The aim of this pilot project is to measure the effectiveness of research supported best teaching practices using venues of popular culture such as hip-hop music, video, projects, discussion, comedy, peer teaching, dance, sports, drama, and drawing.
A three-week pilot project was conducted at Community Day School in Victorville CA during the summer of 2013. The primary purposes of the pilot project were to get specific feedback to revise the program, and to get an initial measure of the appeal and effectiveness of the program. The pilot project consisted of 15, one and a half hour sessions. In the sessions participants: watched a movie, discussed topics of the movie, and completed participant projects/activities.
The 19 participants included 13 males and six females, 10 African Americans and nine Hispanic Americans. Two participants were in the ninth grade, five in 10th, nine in 11th, and three in 12th. The sample consisted of individuals predominately in lower SES. Many participants experienced behavioral challenges in the general high school setting.

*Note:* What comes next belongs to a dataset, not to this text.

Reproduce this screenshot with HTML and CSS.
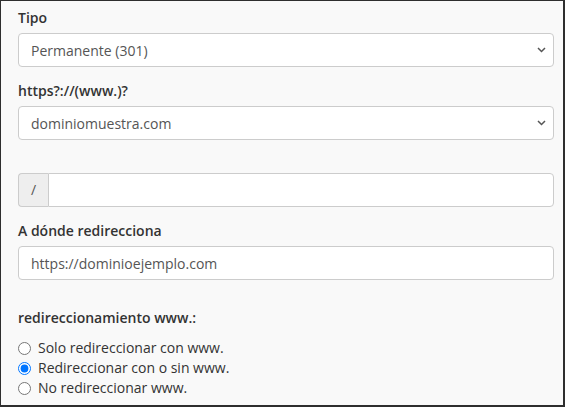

The participants responded to survey questions such as, "How good was this part of the lesson?", and "What do you remember about it?" The participants rated each lesson part using a Likert scale from zero (it was not good at all) to 10 (it was very good). The survey questions were a measure of the appeal and effectiveness of the lesson parts.
Results include: 80.99% of the responses were average or above (5 or higher) and 58.43% of the responses were above average (6 or higher). Some written comments/things learned include: "I pray this message doesn't fall on deaf ears", "When you argue w/an idiot, & go on too long, you become an idiot as well.", "Do your homework before you party."
The results are very encouraging. They support the appeal of the topics and perhaps to a greater degree, the methods of delivery. The short movies with seven parts, the discussions and the projects are engaging. The participants knew some youth in the movies and identified with others and their messages.
Project ReCreation received an S3 Hawk mini-grant (safe, supportive, schools) and conducted a third pilot project at Silverado High School, part of the Victor Valley Union High School District. The project received the praise and recognition of teachers, psychologists, and counselors who observed the program in action. Mr. Moman and Dr. Williams (Superintendent and Assistant Superintendent) were among those who praised the program and commended the program founder for a job well done.
Another pilot was conducted at the High Desert SDA Church, Pastor White the presiding pastor. The findings were similar. A mentoring program was set up which was very active for a year and a half. It was reported that strong relationships were formed and participants and mentors benefited. Unofficial mentoring continues with some of the participants and it is expected that lifelong relationships will exist. Some of the results are documented on video in the on this site "Project ReCreaton Trailer".
Adelanto High School hosted another research project. Students participated in the program 7 weeks during the semester. During the seven weeks, they engaged in the program daily for an hour. A ninth grade (special needs) English class was utilized for the study. Because of transfers in and out of the class and school, only 13 of the 18 students were in the class for the majority of the semester (9 male, 4 female, 8 Hispanic, 5 African American). Of the 13 students, 11 reached their academic, attendance, and behavior goals. Thought the goals were individualized they were generally to: increase their GPA by .5, and decrease their disciple entries, absences and tardies by half. The goals were in relationship to each students records from the previous semester. As an incentive to engage in the program and reach their goals, students were offered the opportunity to make care packages over the winter break and receive a stipend. Eight of the 11 students accepted the offer.
Yvonne Brown (psychologist) commented, "Project ReCreation can change the lives of youth for generations to come". We believe the initial data support the value of "Project ReCreation". Our goal is to continue to validate its value and make it available for others to benefit from.